基本的に、リトが弾くのはブルースだから、厳密に言うとJAZZではない。
さらにベラは、ジプシー音楽だ。
「『ベラ・JAZZバンド』って・・・、『JAZZ』でも『バンド』でもなく、あってるの『ベラ』ってとこだけじゃん」
わたしの言葉に二人は一瞬、黙り込む。が、すぐに顔をあげて
「じゃ、もも、JAZZ部門よろしく!」
って、わたしがJAZZの担当なのか!
とりあえず、ベラやリトのレパートリーに、『JAZZ的・味付け』を試みる。が、もう明日だよ、弾くの。すっごい不安。考えるだけで、拷問のような一時間(ステージ)に思えてくる。

 さて、当日。舞台すそからのぞくと、500人くらい入る劇場で、お客さんはたったの30人くらい。
「気楽に弾いてよ!今夜、穴あけなきゃそれでいいんだから」
って、ロベルト。お客さん少ない方が、弾くの難しいんだよ~、盛り上がらないから。とりあえず、『サマータイム』を弾き出すが、広い劇場で30人の拍手って、「し~ん」に近い。

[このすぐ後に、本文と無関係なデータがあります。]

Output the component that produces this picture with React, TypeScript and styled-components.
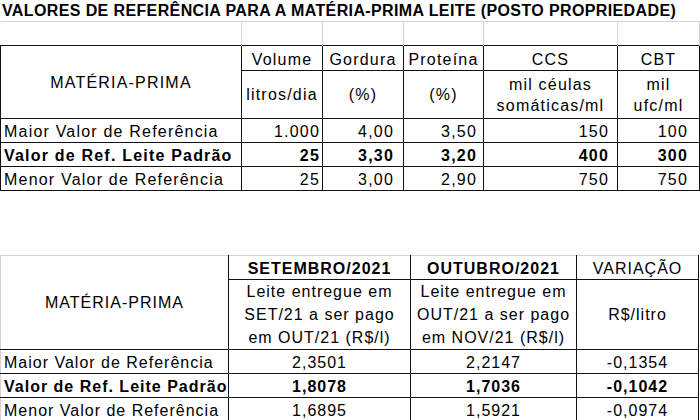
import React from "react";
import styled, { createGlobalStyle } from "styled-components";

const LINE = "#111";
const GRID = "#d4d4d4";

const GlobalStyle = createGlobalStyle`
  html, body {
    margin: 0;
    padding: 0;
    background: #fff;
  }
  body {
    font-family: "Liberation Sans", Arial, sans-serif;
    color: #000;
    overflow: hidden;
  }
`;

type Align = "left" | "right" | "center";

const topCols = [241, 81, 81, 80, 134, 82];
const topPad = [3, 2, 9, 6, 8, 11];
const topRows = [
  { label: "Maior Valor de Referência", values: ["1.000", "4,00", "3,50", "150", "100"] },
  { label: "Valor de Ref. Leite Padrão", values: ["25", "3,30", "3,20", "400", "300"], bold: true },
  { label: "Menor Valor de Referência", values: ["25", "3,00", "2,90", "750", "750"] },
];

const bottomCols = [228, 182, 166, 122];
const bottomRows = [
  { label: "Maior Valor de Referência", values: ["2,3501", "2,2147", "-0,1354"] },
  { label: "Valor de Ref. Leite Padrão", values: ["1,8078", "1,7036", "-0,1042"], bold: true },
  { label: "Menor Valor de Referência", values: ["1,6895", "1,5921", "-0,0974"] },
];

export default function App() {
  return (
    <Page>
      <GlobalStyle />
      <Title>VALORES DE REFERÊNCIA PARA A MATÉRIA-PRIMA LEITE (POSTO PROPRIEDADE)</Title>

      <Sheet $width={700}>
        <colgroup>
          {topCols.map((w, i) => (
            <col key={i} style={{ width: w }} />
          ))}
        </colgroup>
        <tbody>
          <SpacerRow>
            {topCols.map((_, i) => (
              <SpacerCell key={i} />
            ))}
          </SpacerRow>
          <Row $h={25}>
            <Cell rowSpan={2} $align="center" $valign="middle">
              MATÉRIA-PRIMA
            </Cell>
            <Cell $align="center">Volume</Cell>
            <Cell $align="center">Gordura</Cell>
            <Cell $align="center">Proteína</Cell>
            <Cell $align="center">CCS</Cell>
            <Cell $align="center">CBT</Cell>
          </Row>
          <Row $h={48}>
            <Cell $align="center" $valign="middle">litros/dia</Cell>
            <Cell $align="center" $valign="middle">(%)</Cell>
            <Cell $align="center" $valign="middle">(%)</Cell>
            <Cell $align="center" $valign="middle">
              mil céulas
              <br />
              somáticas/ml
            </Cell>
            <Cell $align="center" $valign="middle">
              mil
              <br />
              ufc/ml
            </Cell>
          </Row>
          {topRows.map((r) => (
            <Row key={r.label} $h={24}>
              <Cell $align="left" $bold={r.bold}>{r.label}</Cell>
              {r.values.map((v, i) => (
                <Cell key={i} $align="right" $bold={r.bold} $pad={topPad[i + 1]}>
                  {v}
                </Cell>
              ))}
            </Row>
          ))}
        </tbody>
      </Sheet>

      <Sheet $width={699} $gap={64}>
        <colgroup>
          {bottomCols.map((w, i) => (
            <col key={i} style={{ width: w }} />
          ))}
        </colgroup>
        <tbody>
          <Row $h={24}>
            <Cell rowSpan={2} $align="center" $valign="middle" $soft $spacing={1}>
              MATÉRIA-PRIMA
            </Cell>
            <Cell $align="center" $bold $softTop $spacing={1}>SETEMBRO/2021</Cell>
            <Cell $align="center" $bold $softTop $spacing={1}>OUTUBRO/2021</Cell>
            <Cell $align="center" $softTop $spacing={1}>VARIAÇÃO</Cell>
          </Row>
          <Row $h={69}>
            <Cell $align="center" $valign="middle" $lh={23} $spacing={1}>
              Leite entregue em
              <br />
              SET/21 a ser pago
              <br />
              em OUT/21 (R$/l)
            </Cell>
            <Cell $align="center" $valign="middle" $lh={23} $spacing={1}>
              Leite entregue em
              <br />
              OUT/21 a ser pago
              <br />
              em NOV/21 (R$/l)
            </Cell>
            <Cell $align="center" $valign="middle" $spacing={1}>R$/litro</Cell>
          </Row>
          {bottomRows.map((r) => (
            <Row key={r.label} $h={24}>
              <Cell $align="left" $bold={r.bold} $softLeft $spacing={1}>{r.label}</Cell>
              {r.values.map((v, i) => (
                <Cell key={i} $align="center" $bold={r.bold} $spacing={1}>
                  {v}
                </Cell>
              ))}
            </Row>
          ))}
        </tbody>
      </Sheet>
    </Page>
  );
}

const Page = styled.div`
  display: flex;
  flex-direction: column;
  width: 700px;
  height: 420px;
  overflow: hidden;
  background: #fff;
`;

const Title = styled.div`
  height: 21px;
  line-height: 21px;
  padding-left: 2px;
  font-size: 16px;
  font-weight: 700;
  letter-spacing: 0.38px;
  white-space: nowrap;
`;

const Sheet = styled.table<{ $width: number; $gap?: number }>`
  width: ${({ $width }) => $width}px;
  margin-top: ${({ $gap }) => $gap ?? 0}px;
  border-collapse: collapse;
  table-layout: fixed;
  flex-shrink: 0;
`;

const SpacerRow = styled.tr`
  height: 24px;
`;

const SpacerCell = styled.td`
  padding: 0;
  border-top: 1px solid ${GRID};
  border-right: 1px solid ${GRID};
`;

const Row = styled.tr<{ $h: number }>`
  height: ${({ $h }) => $h}px;
`;

const Cell = styled.td<{
  $align: Align;
  $valign?: "bottom" | "middle";
  $bold?: boolean;
  $pad?: number;
  $lh?: number;
  $spacing?: number;
  $soft?: boolean;
  $softTop?: boolean;
  $softLeft?: boolean;
}>`
  border: 1px solid ${LINE};
  ${({ $soft, $softTop }) => ($soft || $softTop ? `border-top-color: ${GRID};` : "")}
  ${({ $soft, $softLeft }) => ($soft || $softLeft ? `border-left-color: ${GRID};` : "")}
  padding: 0 ${({ $pad }) => $pad ?? 3}px 0 3px;
  text-align: ${({ $align }) => $align};
  vertical-align: ${({ $valign }) => $valign ?? "bottom"};
  font-size: 16px;
  line-height: ${({ $lh }) => $lh ?? 21}px;
  letter-spacing: ${({ $spacing }) => $spacing ?? 1.2}px;
  font-weight: ${({ $bold }) => ($bold ? 700 : 400)};
  white-space: nowrap;
  overflow: hidden;
`;
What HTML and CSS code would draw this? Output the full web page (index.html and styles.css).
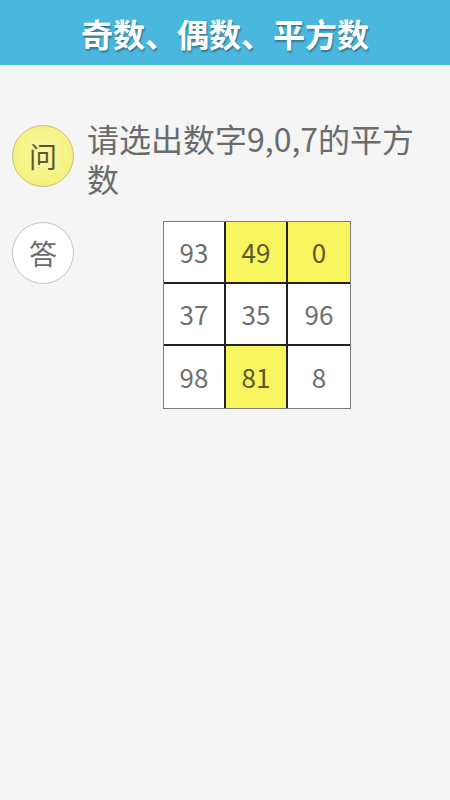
FILE: index.html
```html
<!DOCTYPE html>
<html lang="zh">
<head>
<meta charset="utf-8">
<link rel="stylesheet" href="styles.css">
</head>
<body>
<header class="bar"><h1 class="title">奇数、偶数、平方数</h1></header>
<main class="content">
  <section class="row q-row">
    <div class="badge badge-q">问</div>
    <p class="question">请选出数字9,0,7的平方数</p>
  </section>
  <section class="row a-row">
    <div class="badge badge-a">答</div>
    <div class="grid">
      <div class="cell">93</div>
      <div class="cell hl">49</div>
      <div class="cell hl">0</div>
      <div class="cell">37</div>
      <div class="cell">35</div>
      <div class="cell">96</div>
      <div class="cell">98</div>
      <div class="cell hl">81</div>
      <div class="cell">8</div>
    </div>
  </section>
</main>
</body>
</html>
```
FILE: styles.css
```css
* { box-sizing: border-box; }
html, body { margin: 0; padding: 0; }
body {
  width: 450px;
  height: 800px;
  background: #f5f5f5;
  font-family: "Noto Sans CJK SC", sans-serif;
  color: #6b6b6b;
}
.bar {
  height: 65px;
  background: #4ab8de;
  display: flex;
  align-items: center;
  justify-content: center;
}
.title {
  margin: 0;
  font-size: 32px;
  line-height: 40px;
  font-weight: 700;
  color: #ffffff;
  text-shadow: 1px 2px 2px rgba(0, 0, 0, 0.35);
}
.content {
  padding: 60px 26px 0 12px;
}
.row {
  display: flex;
  align-items: flex-start;
}
.badge {
  flex: 0 0 62px;
  width: 62px;
  height: 62px;
  border-radius: 50%;
  display: flex;
  align-items: center;
  justify-content: center;
  font-size: 28px;
  line-height: 1;
}
.badge-q {
  background: radial-gradient(circle at 50% 45%, #fbf9a8 0%, #f6f384 55%, #efea76 100%);
  border: 1px solid #c6c08a;
  color: #5b5932;
}
.badge-a {
  background: #ffffff;
  border: 1px solid #c4c4c4;
  color: #6b6b6b;
}
.question {
  margin: -7px 0 0 13px;
  font-size: 32px;
  line-height: 40px;
  color: #6b6b6b;
}
.a-row {
  margin-top: 24px;
}
.grid {
  margin-left: 89px;
  margin-top: -1px;
  display: grid;
  grid-template-columns: repeat(3, 62px);
  grid-template-rows: repeat(3, 62px);
  border: 1px solid #7a7a7a;
  background: #ffffff;
}
.cell {
  display: flex;
  align-items: center;
  justify-content: center;
  font-size: 26px;
  line-height: 1;
  color: #6e6e6e;
  background: #ffffff;
  border-right: 2px solid #222;
  border-bottom: 2px solid #222;
}
.cell:nth-child(3n) { border-right: none; }
.cell:nth-child(n+7) { border-bottom: none; }
.cell.hl {
  background: #f8f55e;
  color: #5b5932;
}
```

指先まで、かじかんで冷えてくる。と言うのも『節電』で、冬だというのに『劇場に暖房なし』なのである。
「はあ~っ」って、吐く息が白い中、わたしたちは震えながら演奏し、お客さんはコートのえりをたてたまま、椅子に固まっていた。
「一刻も早く、ここから出て、暖かいスープでも飲みたい」
と、誰もが思っていたので、演奏は急遽45分に短縮され、コンサートが終わるや、すごい勢いでお客さん、スタッフ全員、いっせいに劇場のとなりにあるバル(居酒屋)に流れ込む。

 「赤ワインね!」
「あったかいギソ(煮込み)お願い!」
あまりの暖かさにメガネまで曇らせて、ロベルトは言った。
「今日は僕のおごりだからね!食べて、食べて」
穴をあけずにすんだ安心感が、そう言わせたのであろう。
わたしたちは、互いの3年くらい年をとってしまったような顔を見つめながら無言で、赤ワインを胃袋へ流し込んだ。
そして、このいーかげんさ、公私混同ぶりを反省することもなく、大笑いして食事を注文しているスタッフ、劇場関係者の輝く顔を見ながら
「この人たちに、ストレスという文字はないのだろう・・・」
と、この悪夢のような3日間を思い、くらっとなった。